Hi Ben, interesting question! I wouldn’t criticise sketches for their complexity; it is true that writing them down in full detail is rather tedious, but this is more of a practical problem than a philosophical one! I rather like sketches myself; one particularly nice aspect is the fact that they isolate exactly what category theoretic structure (doctrine, if you like) is required in order to have a model. Perhaps for this reason, as you probably know, they have interesting theoretical applications, for instance with regard to accessiblity/local presentability. Another important point, which you touched upon, is that sketches are much more general: categories of algebras for monads correspond to models of a very restricted kind of sketch.
Both sketches and monads can be thought of as ’purely category theoretic’ notions of theory, so in that sense are more or less equally ’natural’, although I typically actually tend to think of sketches as ontologically more ’graph-like’, if you will, than ’category-like’. The great power of a monad, as I see it, is that it is a ’higher level’ notion, i.e. at a greater level of abstraction, than a sketch, and also much more concise. This means that one can typically apply more powerful category theoretic machinery to work with it.
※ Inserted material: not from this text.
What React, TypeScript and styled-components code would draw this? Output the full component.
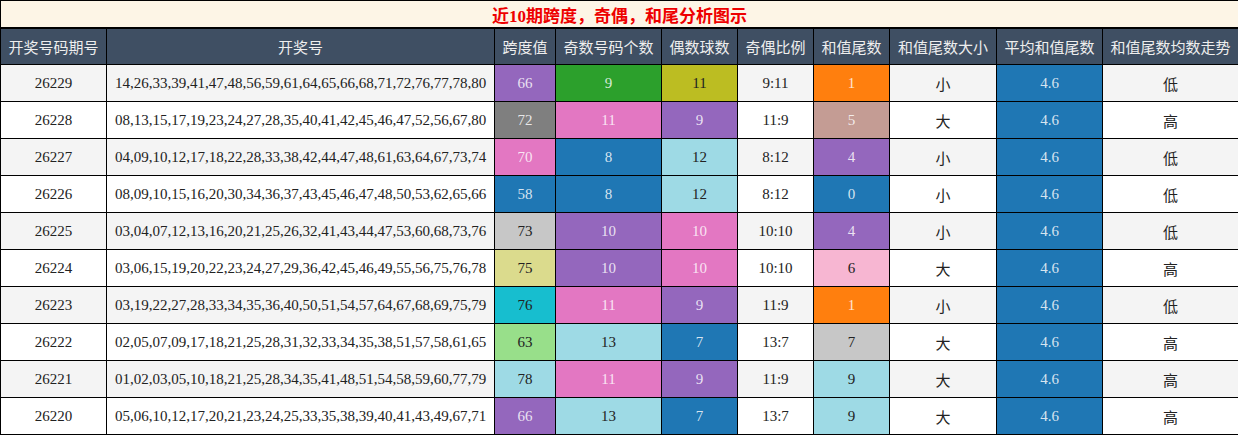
import React from "react";
import styled, { createGlobalStyle } from "styled-components";

const GlobalStyle = createGlobalStyle`
  html, body { margin: 0; padding: 0; background: #ffffff; }
  body { font-family: "Liberation Serif", "Noto Sans CJK SC", serif; }
`;

const Table = styled.table`
  width: 1238px;
  table-layout: fixed;
  border-collapse: collapse;
  font-family: "Liberation Serif", "Noto Sans CJK SC", serif;
  font-size: 15px;
  color: #222;
`;

const TitleCell = styled.th`
  height: 26px;
  padding: 0;
  background: #fdf5e6;
  border: 1px solid #000;
  border-bottom: 2px solid #000;
  color: #ee0000;
  font-family: "Liberation Serif", "Noto Sans CJK SC", serif;
  font-weight: bold;
  font-size: 17px;
  text-align: center;
  vertical-align: middle;
`;

const HeadCell = styled.th`
  height: 35px;
  padding: 0;
  background: #3f4f63;
  border: 1px solid #000;
  color: #eeeeee;
  font-family: "Noto Sans CJK SC", sans-serif;
  font-weight: normal;
  font-size: 15px;
  text-align: center;
  vertical-align: middle;
  white-space: nowrap;
`;

const Row = styled.tr<{ $striped: boolean }>`
  background: ${(p) => (p.$striped ? "#f4f4f4" : "#ffffff")};
`;

const Cell = styled.td<{ $bg?: string; $light?: boolean; $cjk?: boolean }>`
  height: 36px;
  padding: 0;
  border: 1px solid #000;
  text-align: center;
  vertical-align: middle;
  white-space: nowrap;
  overflow: hidden;
  background: ${(p) => p.$bg || "transparent"};
  color: ${(p) => (p.$light ? "rgba(255,255,255,0.82)" : "#222")};
  font-family: ${(p) =>
    p.$cjk ? '"Noto Sans CJK SC", sans-serif' : '"Liberation Serif", "Noto Sans CJK SC", serif'};
  font-size: 15px;
`;

const C = {
  blue: "#1f77b4",
  orange: "#ff7f0e",
  green: "#2ca02c",
  purple: "#9467bd",
  brown: "#c49c94",
  pink: "#e377c2",
  gray: "#7f7f7f",
  lgray: "#c7c7c7",
  olive: "#bcbd22",
  lolive: "#dbdb8d",
  cyan: "#17becf",
  lcyan: "#9edae5",
  lgreen: "#98df8a",
  lpink: "#f7b6d2",
};

const LIGHT_TEXT = new Set([C.blue, C.orange, C.green, C.purple, C.brown, C.pink, C.gray]);

type V = [string | number, string];

interface RowData {
  id: string;
  nums: string;
  span: V;
  odd: V;
  even: V;
  ratio: string;
  tail: V;
  size: string;
  trend: string;
}

const rows: RowData[] = [
  { id: "26229", nums: "14,26,33,39,41,47,48,56,59,61,64,65,66,68,71,72,76,77,78,80", span: [66, C.purple], odd: [9, C.green], even: [11, C.olive], ratio: "9:11", tail: [1, C.orange], size: "小", trend: "低" },
  { id: "26228", nums: "08,13,15,17,19,23,24,27,28,35,40,41,42,45,46,47,52,56,67,80", span: [72, C.gray], odd: [11, C.pink], even: [9, C.purple], ratio: "11:9", tail: [5, C.brown], size: "大", trend: "高" },
  { id: "26227", nums: "04,09,10,12,17,18,22,28,33,38,42,44,47,48,61,63,64,67,73,74", span: [70, C.pink], odd: [8, C.blue], even: [12, C.lcyan], ratio: "8:12", tail: [4, C.purple], size: "小", trend: "低" },
  { id: "26226", nums: "08,09,10,15,16,20,30,34,36,37,43,45,46,47,48,50,53,62,65,66", span: [58, C.blue], odd: [8, C.blue], even: [12, C.lcyan], ratio: "8:12", tail: [0, C.blue], size: "小", trend: "低" },
  { id: "26225", nums: "03,04,07,12,13,16,20,21,25,26,32,41,43,44,47,53,60,68,73,76", span: [73, C.lgray], odd: [10, C.purple], even: [10, C.pink], ratio: "10:10", tail: [4, C.purple], size: "小", trend: "低" },
  { id: "26224", nums: "03,06,15,19,20,22,23,24,27,29,36,42,45,46,49,55,56,75,76,78", span: [75, C.lolive], odd: [10, C.purple], even: [10, C.pink], ratio: "10:10", tail: [6, C.lpink], size: "大", trend: "高" },
  { id: "26223", nums: "03,19,22,27,28,33,34,35,36,40,50,51,54,57,64,67,68,69,75,79", span: [76, C.cyan], odd: [11, C.pink], even: [9, C.purple], ratio: "11:9", tail: [1, C.orange], size: "小", trend: "低" },
  { id: "26222", nums: "02,05,07,09,17,18,21,25,28,31,32,33,34,35,38,51,57,58,61,65", span: [63, C.lgreen], odd: [13, C.lcyan], even: [7, C.blue], ratio: "13:7", tail: [7, C.lgray], size: "大", trend: "高" },
  { id: "26221", nums: "01,02,03,05,10,18,21,25,28,34,35,41,48,51,54,58,59,60,77,79", span: [78, C.lcyan], odd: [11, C.pink], even: [9, C.purple], ratio: "11:9", tail: [9, C.lcyan], size: "大", trend: "高" },
  { id: "26220", nums: "05,06,10,12,17,20,21,23,24,25,33,35,38,39,40,41,43,49,67,71", span: [66, C.purple], odd: [13, C.lcyan], even: [7, C.blue], ratio: "13:7", tail: [9, C.lcyan], size: "大", trend: "高" },
];

const widths = [106, 388, 61, 106, 76, 76, 76, 107, 106, 136];
const headers = [
  "开奖号码期号",
  "开奖号",
  "跨度值",
  "奇数号码个数",
  "偶数球数",
  "奇偶比例",
  "和值尾数",
  "和值尾数大小",
  "平均和值尾数",
  "和值尾数均数走势",
];

const ColorCell: React.FC<{ v: V }> = ({ v }) => (
  <Cell $bg={v[1]} $light={LIGHT_TEXT.has(v[1])}>
    {v[0]}
  </Cell>
);

export default function App() {
  return (
    <>
      <GlobalStyle />
      <Table>
        <colgroup>
          {widths.map((w, i) => (
            <col key={i} style={{ width: w }} />
          ))}
        </colgroup>
        <thead>
          <tr>
            <TitleCell colSpan={10}>近10期跨度，奇偶，和尾分析图示</TitleCell>
          </tr>
          <tr>
            {headers.map((h) => (
              <HeadCell key={h}>{h}</HeadCell>
            ))}
          </tr>
        </thead>
        <tbody>
          {rows.map((r, i) => (
            <Row key={r.id} $striped={i % 2 === 0}>
              <Cell>{r.id}</Cell>
              <Cell>{r.nums}</Cell>
              <ColorCell v={r.span} />
              <ColorCell v={r.odd} />
              <ColorCell v={r.even} />
              <Cell>{r.ratio}</Cell>
              <ColorCell v={r.tail} />
              <Cell $cjk>{r.size}</Cell>
              <ColorCell v={[4.6, C.blue]} />
              <Cell $cjk>{r.trend}</Cell>
            </Row>
          ))}
        </tbody>
      </Table>
    </>
  );
}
I don’t know if any of this is helpful!
Thank you Richard!
I get the feeling that researchers may start to try to cast physics in a foundation of either monads or sketches. I have spent a few months trying to do this with sketches, and many years for monads. The fact that sketches, as you have pointed out, are more graph like, than category like, it may have greater appeal to those attempting a discrete causal approach to physics. I am thinking this might be a mistake and, I guess, I am addressing it early.